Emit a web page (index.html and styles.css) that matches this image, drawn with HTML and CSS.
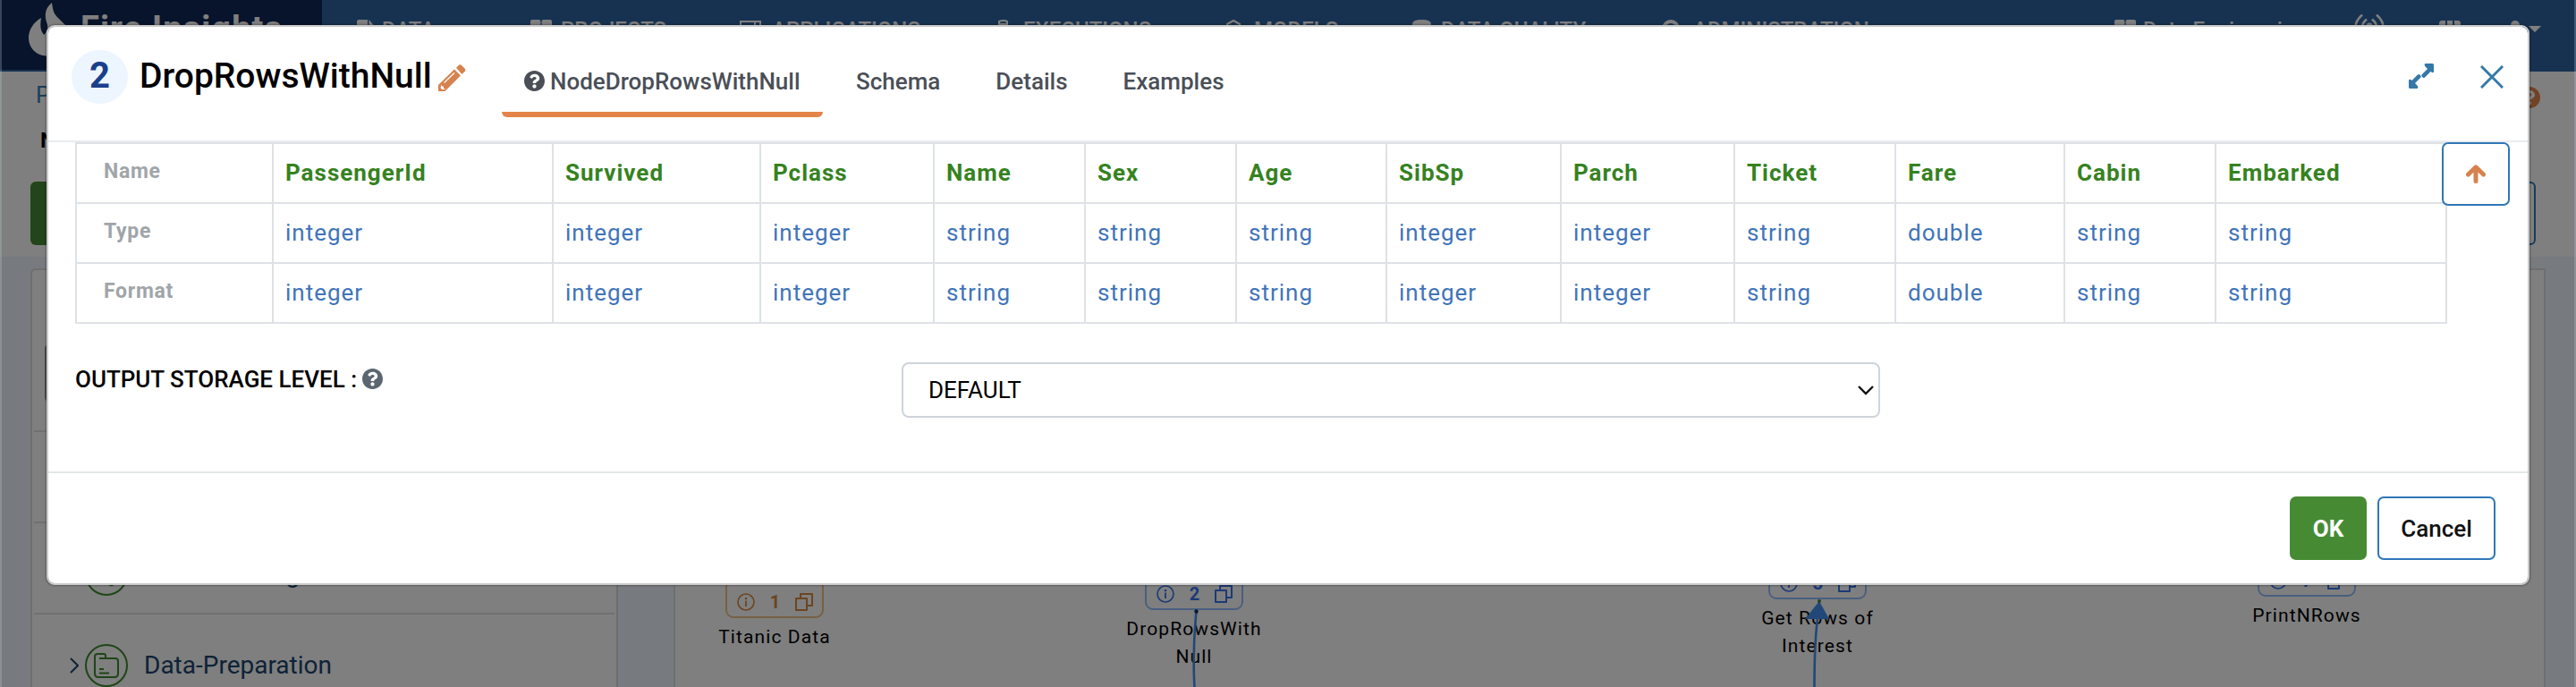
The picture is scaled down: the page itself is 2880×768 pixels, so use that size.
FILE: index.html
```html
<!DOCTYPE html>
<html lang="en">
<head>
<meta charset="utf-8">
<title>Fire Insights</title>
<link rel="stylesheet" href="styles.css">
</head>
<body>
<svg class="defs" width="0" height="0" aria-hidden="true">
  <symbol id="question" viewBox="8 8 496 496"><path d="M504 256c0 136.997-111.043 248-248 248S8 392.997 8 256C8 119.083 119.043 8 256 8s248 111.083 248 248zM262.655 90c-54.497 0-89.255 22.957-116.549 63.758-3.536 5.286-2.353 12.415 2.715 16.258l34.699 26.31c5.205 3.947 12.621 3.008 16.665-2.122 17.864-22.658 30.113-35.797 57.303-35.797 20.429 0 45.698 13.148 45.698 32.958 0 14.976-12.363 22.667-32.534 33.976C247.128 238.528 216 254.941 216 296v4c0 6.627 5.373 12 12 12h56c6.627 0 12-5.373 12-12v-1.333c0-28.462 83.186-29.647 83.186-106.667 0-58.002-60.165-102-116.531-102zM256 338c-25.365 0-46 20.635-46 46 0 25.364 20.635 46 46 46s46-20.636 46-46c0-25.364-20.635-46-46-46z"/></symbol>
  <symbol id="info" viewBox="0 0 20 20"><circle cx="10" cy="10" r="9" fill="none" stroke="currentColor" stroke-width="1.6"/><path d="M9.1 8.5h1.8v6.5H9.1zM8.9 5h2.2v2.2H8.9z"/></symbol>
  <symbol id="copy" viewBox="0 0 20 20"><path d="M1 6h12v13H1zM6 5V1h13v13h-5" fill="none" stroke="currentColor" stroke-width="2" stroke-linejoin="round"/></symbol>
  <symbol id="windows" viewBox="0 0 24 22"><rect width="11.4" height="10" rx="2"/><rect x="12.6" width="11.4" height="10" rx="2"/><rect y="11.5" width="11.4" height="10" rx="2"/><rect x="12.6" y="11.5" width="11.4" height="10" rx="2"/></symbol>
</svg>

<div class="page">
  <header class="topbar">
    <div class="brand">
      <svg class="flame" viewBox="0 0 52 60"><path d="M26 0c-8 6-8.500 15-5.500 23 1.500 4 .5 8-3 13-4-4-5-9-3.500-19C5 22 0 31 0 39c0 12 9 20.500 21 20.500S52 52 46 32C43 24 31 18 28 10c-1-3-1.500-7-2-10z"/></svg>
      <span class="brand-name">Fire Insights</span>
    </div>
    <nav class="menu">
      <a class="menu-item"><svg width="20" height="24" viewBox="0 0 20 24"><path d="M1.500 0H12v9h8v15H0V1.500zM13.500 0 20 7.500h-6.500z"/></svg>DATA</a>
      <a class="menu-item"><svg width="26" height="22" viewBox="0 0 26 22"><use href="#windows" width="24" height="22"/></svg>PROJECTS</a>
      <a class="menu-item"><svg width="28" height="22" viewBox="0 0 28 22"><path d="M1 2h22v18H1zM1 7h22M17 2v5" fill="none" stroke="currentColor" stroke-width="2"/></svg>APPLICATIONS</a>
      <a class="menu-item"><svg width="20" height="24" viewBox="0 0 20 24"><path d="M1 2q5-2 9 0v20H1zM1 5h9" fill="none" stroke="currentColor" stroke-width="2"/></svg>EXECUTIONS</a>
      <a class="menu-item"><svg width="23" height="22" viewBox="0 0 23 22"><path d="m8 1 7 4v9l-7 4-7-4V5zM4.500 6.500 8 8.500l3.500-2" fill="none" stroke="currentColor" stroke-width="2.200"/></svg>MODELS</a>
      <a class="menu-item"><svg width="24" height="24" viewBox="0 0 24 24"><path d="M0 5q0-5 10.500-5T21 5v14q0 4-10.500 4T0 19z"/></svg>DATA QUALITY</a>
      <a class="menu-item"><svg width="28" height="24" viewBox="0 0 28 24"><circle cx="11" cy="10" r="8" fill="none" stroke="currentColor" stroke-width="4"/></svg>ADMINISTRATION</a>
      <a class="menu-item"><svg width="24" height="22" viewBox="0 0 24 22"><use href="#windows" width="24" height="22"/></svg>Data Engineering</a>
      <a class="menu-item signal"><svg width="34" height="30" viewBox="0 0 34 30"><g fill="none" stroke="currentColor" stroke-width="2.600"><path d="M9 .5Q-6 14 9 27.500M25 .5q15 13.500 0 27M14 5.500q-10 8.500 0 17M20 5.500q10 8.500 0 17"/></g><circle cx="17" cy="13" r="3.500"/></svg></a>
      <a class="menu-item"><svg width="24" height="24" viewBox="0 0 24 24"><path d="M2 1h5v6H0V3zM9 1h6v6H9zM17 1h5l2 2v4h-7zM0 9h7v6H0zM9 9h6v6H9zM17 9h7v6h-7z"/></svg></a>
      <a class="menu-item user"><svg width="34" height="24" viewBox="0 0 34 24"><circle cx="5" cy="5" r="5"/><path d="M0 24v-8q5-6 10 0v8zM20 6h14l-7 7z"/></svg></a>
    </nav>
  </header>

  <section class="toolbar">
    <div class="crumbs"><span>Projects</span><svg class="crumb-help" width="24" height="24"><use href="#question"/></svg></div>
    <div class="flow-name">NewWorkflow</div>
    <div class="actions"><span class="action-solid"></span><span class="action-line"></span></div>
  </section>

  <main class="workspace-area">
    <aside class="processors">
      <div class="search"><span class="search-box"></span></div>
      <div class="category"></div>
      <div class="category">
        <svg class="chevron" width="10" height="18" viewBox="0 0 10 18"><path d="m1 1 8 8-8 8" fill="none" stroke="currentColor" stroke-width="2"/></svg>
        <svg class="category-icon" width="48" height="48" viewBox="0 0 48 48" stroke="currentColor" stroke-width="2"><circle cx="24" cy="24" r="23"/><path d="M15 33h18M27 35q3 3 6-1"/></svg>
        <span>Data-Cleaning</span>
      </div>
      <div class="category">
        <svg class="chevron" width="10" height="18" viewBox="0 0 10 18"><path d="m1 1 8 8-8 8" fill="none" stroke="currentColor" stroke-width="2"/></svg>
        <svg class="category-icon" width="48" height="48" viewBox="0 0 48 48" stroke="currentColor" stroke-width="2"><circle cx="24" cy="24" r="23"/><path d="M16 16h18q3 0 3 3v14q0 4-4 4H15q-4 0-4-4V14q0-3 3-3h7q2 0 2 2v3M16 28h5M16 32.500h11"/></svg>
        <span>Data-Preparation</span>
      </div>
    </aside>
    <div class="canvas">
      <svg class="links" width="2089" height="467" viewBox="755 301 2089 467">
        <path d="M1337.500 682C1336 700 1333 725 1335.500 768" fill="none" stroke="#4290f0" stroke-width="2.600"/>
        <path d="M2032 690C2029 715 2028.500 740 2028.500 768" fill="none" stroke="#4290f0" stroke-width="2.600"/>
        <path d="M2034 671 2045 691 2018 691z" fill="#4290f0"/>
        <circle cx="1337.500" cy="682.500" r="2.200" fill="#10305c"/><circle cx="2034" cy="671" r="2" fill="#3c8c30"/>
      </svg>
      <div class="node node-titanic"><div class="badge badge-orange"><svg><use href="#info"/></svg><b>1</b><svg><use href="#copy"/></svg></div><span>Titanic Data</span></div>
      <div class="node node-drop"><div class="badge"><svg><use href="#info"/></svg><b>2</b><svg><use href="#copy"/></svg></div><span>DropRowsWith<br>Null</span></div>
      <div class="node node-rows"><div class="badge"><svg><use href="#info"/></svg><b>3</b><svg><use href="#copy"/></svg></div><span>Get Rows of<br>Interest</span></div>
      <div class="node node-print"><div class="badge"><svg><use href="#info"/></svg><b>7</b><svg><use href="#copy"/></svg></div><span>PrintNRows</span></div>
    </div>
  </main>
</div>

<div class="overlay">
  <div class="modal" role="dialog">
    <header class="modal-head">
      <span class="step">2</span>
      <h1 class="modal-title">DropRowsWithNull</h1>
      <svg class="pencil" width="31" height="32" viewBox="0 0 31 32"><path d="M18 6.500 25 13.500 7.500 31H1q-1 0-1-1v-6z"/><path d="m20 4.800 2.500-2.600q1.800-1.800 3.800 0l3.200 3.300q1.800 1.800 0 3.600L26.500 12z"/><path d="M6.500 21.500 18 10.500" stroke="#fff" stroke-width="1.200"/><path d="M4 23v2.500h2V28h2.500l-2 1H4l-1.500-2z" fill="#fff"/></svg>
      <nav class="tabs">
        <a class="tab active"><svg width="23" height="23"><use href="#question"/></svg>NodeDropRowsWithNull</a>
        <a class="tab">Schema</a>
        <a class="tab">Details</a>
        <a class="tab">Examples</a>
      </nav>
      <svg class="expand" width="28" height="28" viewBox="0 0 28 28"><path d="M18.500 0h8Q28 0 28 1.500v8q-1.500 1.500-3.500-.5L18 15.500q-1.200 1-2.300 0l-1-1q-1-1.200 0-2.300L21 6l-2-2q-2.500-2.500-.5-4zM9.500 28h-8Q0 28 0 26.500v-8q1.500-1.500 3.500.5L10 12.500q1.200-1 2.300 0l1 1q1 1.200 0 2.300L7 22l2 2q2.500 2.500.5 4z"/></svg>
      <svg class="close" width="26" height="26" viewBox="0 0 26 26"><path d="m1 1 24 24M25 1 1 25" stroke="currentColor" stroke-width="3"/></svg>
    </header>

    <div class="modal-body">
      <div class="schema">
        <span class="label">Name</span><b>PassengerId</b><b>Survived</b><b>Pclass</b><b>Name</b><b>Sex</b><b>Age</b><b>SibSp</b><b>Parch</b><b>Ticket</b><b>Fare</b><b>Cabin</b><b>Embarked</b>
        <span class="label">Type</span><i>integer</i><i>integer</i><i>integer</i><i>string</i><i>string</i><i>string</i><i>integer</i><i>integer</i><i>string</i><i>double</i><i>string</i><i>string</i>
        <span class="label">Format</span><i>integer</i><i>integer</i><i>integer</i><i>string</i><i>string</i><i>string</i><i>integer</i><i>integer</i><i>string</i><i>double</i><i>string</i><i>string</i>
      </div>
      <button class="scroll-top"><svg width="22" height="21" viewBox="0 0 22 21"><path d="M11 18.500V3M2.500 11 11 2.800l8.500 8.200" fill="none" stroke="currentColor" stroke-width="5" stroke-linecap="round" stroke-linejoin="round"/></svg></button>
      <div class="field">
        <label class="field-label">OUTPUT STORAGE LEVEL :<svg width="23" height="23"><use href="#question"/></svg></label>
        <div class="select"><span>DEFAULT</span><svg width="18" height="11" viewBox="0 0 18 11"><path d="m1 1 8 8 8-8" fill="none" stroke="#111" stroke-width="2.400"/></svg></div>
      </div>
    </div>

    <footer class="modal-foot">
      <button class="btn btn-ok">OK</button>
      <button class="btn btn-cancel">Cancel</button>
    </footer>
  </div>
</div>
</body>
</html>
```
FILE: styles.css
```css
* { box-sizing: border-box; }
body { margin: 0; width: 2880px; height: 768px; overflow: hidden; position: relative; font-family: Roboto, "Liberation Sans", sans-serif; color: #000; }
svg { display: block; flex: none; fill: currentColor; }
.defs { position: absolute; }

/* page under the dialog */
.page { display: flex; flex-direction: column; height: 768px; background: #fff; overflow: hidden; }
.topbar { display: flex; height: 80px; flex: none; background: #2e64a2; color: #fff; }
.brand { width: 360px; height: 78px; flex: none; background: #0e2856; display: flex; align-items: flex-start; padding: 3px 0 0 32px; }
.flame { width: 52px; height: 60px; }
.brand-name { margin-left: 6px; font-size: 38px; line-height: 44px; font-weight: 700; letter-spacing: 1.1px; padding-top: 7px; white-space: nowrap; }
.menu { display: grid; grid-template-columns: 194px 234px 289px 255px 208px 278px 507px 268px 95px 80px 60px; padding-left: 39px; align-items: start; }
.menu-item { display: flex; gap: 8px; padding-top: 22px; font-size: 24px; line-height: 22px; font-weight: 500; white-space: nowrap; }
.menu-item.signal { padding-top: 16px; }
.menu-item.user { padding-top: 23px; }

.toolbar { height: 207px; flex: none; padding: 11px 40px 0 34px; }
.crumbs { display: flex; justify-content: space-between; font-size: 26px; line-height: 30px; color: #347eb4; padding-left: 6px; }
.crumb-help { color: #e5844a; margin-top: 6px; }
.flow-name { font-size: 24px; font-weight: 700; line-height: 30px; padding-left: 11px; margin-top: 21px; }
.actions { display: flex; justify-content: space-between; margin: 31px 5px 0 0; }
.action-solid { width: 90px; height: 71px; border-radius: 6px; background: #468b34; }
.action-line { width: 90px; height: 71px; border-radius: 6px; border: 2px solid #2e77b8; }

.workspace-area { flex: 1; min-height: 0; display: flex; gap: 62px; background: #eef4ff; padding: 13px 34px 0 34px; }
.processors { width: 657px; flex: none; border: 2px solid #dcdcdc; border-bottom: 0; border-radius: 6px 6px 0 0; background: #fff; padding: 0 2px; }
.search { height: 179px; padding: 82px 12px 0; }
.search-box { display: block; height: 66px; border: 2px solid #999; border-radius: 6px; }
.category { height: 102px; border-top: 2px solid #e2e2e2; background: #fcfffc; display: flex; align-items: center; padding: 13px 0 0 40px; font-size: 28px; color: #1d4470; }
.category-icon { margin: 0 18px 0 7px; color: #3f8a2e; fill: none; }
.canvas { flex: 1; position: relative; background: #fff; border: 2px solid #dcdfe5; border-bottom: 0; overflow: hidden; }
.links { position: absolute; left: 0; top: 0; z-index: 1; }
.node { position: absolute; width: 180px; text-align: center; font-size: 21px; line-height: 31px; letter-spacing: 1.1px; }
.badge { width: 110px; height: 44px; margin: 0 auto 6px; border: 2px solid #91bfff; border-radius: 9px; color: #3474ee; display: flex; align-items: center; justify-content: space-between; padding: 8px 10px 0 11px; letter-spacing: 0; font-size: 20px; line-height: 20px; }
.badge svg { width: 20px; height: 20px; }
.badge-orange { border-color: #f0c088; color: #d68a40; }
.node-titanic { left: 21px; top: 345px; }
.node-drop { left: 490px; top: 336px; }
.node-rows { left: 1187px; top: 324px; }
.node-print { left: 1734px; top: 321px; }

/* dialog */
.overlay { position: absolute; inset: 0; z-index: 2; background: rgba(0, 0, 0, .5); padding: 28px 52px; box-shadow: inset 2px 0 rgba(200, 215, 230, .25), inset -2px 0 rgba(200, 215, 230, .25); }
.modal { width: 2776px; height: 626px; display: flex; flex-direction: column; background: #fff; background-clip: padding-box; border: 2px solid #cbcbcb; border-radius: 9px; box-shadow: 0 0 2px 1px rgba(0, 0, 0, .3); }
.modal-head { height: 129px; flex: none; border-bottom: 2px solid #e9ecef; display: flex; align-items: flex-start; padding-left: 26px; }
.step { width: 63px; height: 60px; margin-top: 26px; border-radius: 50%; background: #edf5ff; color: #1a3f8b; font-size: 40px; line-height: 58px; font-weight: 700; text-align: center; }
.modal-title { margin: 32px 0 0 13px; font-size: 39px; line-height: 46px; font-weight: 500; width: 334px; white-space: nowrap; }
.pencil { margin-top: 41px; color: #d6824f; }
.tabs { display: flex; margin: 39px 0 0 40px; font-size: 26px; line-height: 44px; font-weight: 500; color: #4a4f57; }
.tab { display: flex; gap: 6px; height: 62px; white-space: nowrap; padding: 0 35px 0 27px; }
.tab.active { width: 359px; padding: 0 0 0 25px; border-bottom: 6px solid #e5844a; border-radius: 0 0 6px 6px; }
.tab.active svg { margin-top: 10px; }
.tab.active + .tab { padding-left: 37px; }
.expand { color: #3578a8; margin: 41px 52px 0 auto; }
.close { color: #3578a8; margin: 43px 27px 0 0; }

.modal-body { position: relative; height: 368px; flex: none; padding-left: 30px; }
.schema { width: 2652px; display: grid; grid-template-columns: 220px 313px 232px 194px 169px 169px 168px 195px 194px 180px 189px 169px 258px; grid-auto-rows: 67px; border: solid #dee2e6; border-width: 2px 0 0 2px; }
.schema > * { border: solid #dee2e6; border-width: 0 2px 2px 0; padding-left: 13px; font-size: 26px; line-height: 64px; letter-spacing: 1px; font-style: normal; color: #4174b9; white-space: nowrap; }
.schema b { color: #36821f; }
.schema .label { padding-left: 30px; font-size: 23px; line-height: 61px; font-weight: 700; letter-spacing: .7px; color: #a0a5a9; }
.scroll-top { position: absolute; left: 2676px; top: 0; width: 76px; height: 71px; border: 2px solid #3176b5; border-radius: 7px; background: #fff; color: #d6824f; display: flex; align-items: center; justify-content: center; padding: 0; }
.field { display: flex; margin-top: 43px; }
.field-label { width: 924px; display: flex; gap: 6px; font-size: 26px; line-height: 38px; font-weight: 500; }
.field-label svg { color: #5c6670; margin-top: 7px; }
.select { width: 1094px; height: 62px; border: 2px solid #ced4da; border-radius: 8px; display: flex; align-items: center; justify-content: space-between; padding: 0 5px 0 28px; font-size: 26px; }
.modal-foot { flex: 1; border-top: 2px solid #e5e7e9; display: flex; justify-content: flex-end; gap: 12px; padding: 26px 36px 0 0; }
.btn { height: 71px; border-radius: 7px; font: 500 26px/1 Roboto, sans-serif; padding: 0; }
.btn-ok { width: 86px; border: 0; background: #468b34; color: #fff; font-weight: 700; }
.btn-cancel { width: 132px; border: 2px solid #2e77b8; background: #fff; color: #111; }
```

Aim of the task: Lines of the material that contain the word "styles" are to be gathered.

Finished task:
Emit a web page (index.html and styles.css) that matches this image, drawn with HTML and CSS.
<link rel="stylesheet" href="styles.css">
FILE: styles.css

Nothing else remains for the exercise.